The Minnesota Department of Transportation (District 6) is holding the second of two Public Open Houses to discuss preliminary findings of the Northfield Area Access Management and Safety Plan for a section of Highway 19, east of Interstate 35 to Trunk Highway 3 in Northfield.
The Open House will be held tonight (December 13th) from 5 to 7 pm in the Northfield City Council Chambers, 801 Washington Street.
A brief presentation by MnDoT will be followed by a question and answer period. The presentation will include recommendations for existing and future accesses and safety improvements, as well as review of data collected for crash history, vehicle counts, travel behavior, and pedestrian movement.
Public review will be sought regarding the findings and recommendations for areas of concern within the project area.
For more information, call Peter Waskiw at (507) 286-7680.

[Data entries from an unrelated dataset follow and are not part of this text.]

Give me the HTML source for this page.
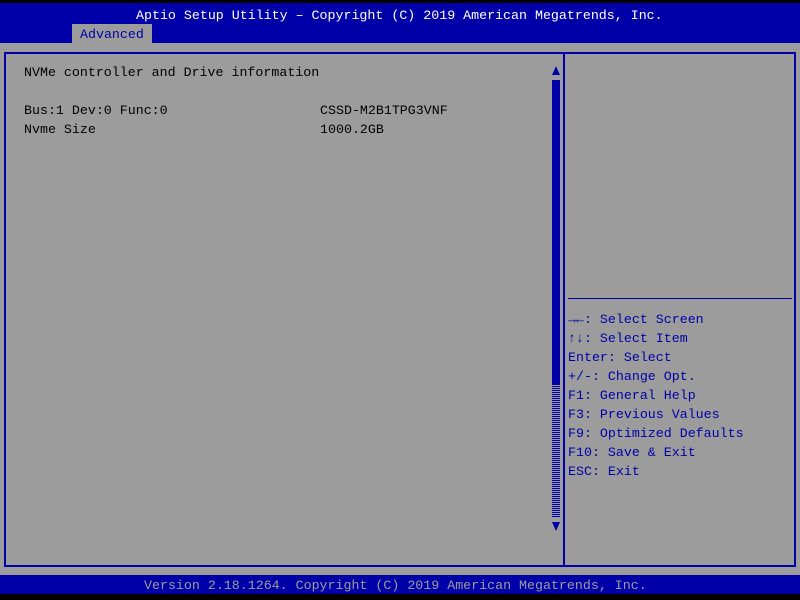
<!DOCTYPE html>
<html><head><style>
body{margin:0;width:800px;height:600px;background:#000;position:relative;overflow:hidden;font-family:"Liberation Mono",monospace;font-size:13.3px}
div{position:absolute}
.t{white-space:pre;line-height:19px}
</style></head><body>
<div style="left:0;top:3px;width:800px;height:40px;background:#0000a8"></div>
<div class="t" style="left:136px;top:6px;color:#fff">Aptio Setup Utility – Copyright (C) 2019 American Megatrends, Inc.</div>
<div style="left:72px;top:24px;width:80px;height:19px;background:#9c9c9c"></div>
<div class="t" style="left:80px;top:25px;color:#0000a8">Advanced</div>
<div style="left:0;top:43px;width:800px;height:532px;background:#9c9c9c"></div>
<div style="left:4px;top:52px;width:788px;height:511px;border:2px solid #0000a8"></div>
<div style="left:563px;top:52px;width:2px;height:514px;background:#0000a8"></div>
<div class="t" style="left:24px;top:63px;color:#000">NVMe controller and Drive information</div>
<div class="t" style="left:24px;top:101px;color:#000">Bus:1 Dev:0 Func:0</div>
<div class="t" style="left:320px;top:101px;color:#000">CSSD-M2B1TPG3VNF</div>
<div class="t" style="left:24px;top:120px;color:#000">Nvme Size</div>
<div class="t" style="left:320px;top:120px;color:#000">1000.2GB</div>
<div style="left:552px;top:66px;width:0;height:0;border-left:4px solid transparent;border-right:4px solid transparent;border-bottom:9px solid #0000a8"></div>
<div style="left:552px;top:80px;width:8px;height:305px;background:#0000a8"></div>
<div style="left:552px;top:385px;width:8px;height:132px;background:repeating-linear-gradient(0deg,#0000a8 0 1px,#9c9c9c 1px 2px)"></div>
<div style="left:552px;top:522px;width:0;height:0;border-left:4px solid transparent;border-right:4px solid transparent;border-top:9px solid #0000a8"></div>
<div style="left:568px;top:298px;width:224px;height:1px;background:#0000a8"></div>
<div class="t" style="left:568px;top:310px;color:#0000a8"><b>→←</b>: Select Screen
<b>↑↓</b>: Select Item
Enter: Select
+/-: Change Opt.
F1: General Help
F3: Previous Values
F9: Optimized Defaults
F10: Save &amp; Exit
ESC: Exit</div>
<div style="left:0;top:575px;width:800px;height:19px;background:#0000a8"></div>
<div class="t" style="left:144px;top:576px;color:#9c9c9c">Version 2.18.1264. Copyright (C) 2019 American Megatrends, Inc.</div>
</body></html>
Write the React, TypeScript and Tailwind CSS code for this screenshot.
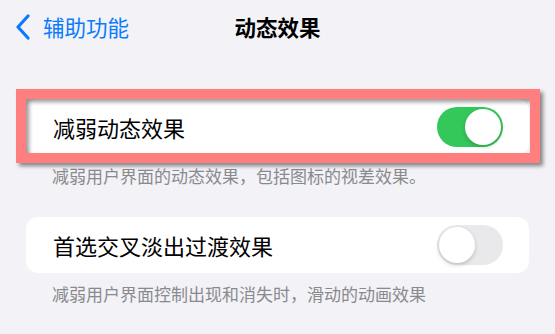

I’ve posted a blog entry on my impressions of the meeting:
http://williamostrem.net/nl/2007/12/14/mndot-presentation/
Wow, great report, Bill. I see MnDOT planner Peter Waskiw has attached a comment to your post, too. Were you satisfied with his answer re: lack of a bike lane?
Kind of a tangent to this post… but an interesting article in the Pioneer Press this morning, about our beloved bridge north of town:
http://www.twincities.com/collapse/ci_7732241?source=rv
Darn enter key!
What my question to the group is regarding funding. The article states:
I wonder how much of this bridge cost would fall on the residents, and how much that would average out per household. No cost estimate for its replacement was given, but I would be curious about how much impact this will have on Waterford’s homeowners.
Anyone have any educated guesses? Has there been any preliminary communication from Dakota County or MnDOT on this to them?
Hey John –
This is some valuable research and analysis, thanks!
Not that I want to revive my “Mr. Annexation” title, but I’m wondering about the “cost per resident” comparison between a go-it-alone Waterford and a Waterford – Northfield combination.
I’m finally getting back to Griff re his question in post #2 on MnDOT’s statement regarding bike lanes on Hwy 19: I wasn’t entirely satisfied with the MnDOT response. I didn’t ask about motor vehicle lane widths and whether these could be reduced to accommodate a bike lane; sometimes that kind of reduction is done. I assume they have made their bike lane decision based on the current lane configuration, not the possible middle-turn-lane configuration.
Now I’m worried that if they add a middle turn lane, the existing shoulder will be even narrower for bikes. On the new Woodley St., the shoulder will be only 1.5 feet wide on each side, a narrow width required by the middle turn lane.
If the existing shoulder width around Malt O Meal on 19 can remain, that would be good. It’s hard to persuade people that a bike lane is justified when current bike traffic on the highway is low. One wonders how future development to the west will affect the corridor.
The public right of way is a scarce resource, and bikes are low in the pecking order. This is hard to change unless more people get out there and ride. But then they’re less likely to ride on roads if they don’t see facilities such as bike lanes out there! It’s a chicken-and-egg problem that reflects our decisions long ago to make a vast social investment in automobiles and auto-dependent land uses.
bicycling magazine has a story in the Jan/Feb issue about bike/auto accidents. It is very long and graphic:
http://www.bicycling.com/article/1,6610,s1-3-12-16637-1,00.html
They also ran this piece:
http://www.bicycling.com/article/1,6610,s-3-12-16651-1,00.html
that finishes w/this:
What becomes clear is that, as numbers of cyclists increase, the rate of fatalities decreases. This inverse relationship is borne out by a 2003 report entitled “Safety in Numbers” by Peter L. Jacobsen, a public-health consultant in Sacramento, California. Studying cities of varying sizes from California to Scandinavia to the United Kingdom to the Netherlands, Jacobsen found that collisions between motor vehicles and people walking or bicycling declined with increases in the numbers of pedestrians and cyclists, partly because motorists in foot- or bike-prone communities are themselves more likely to walk or bicycle occasionally, and thus give greater consideration to others who are doing it.
Jacobsen’s fundamental conclusion: “A motorist is less likely to collide with a person walking or bicycling if more people walk or bicycle.”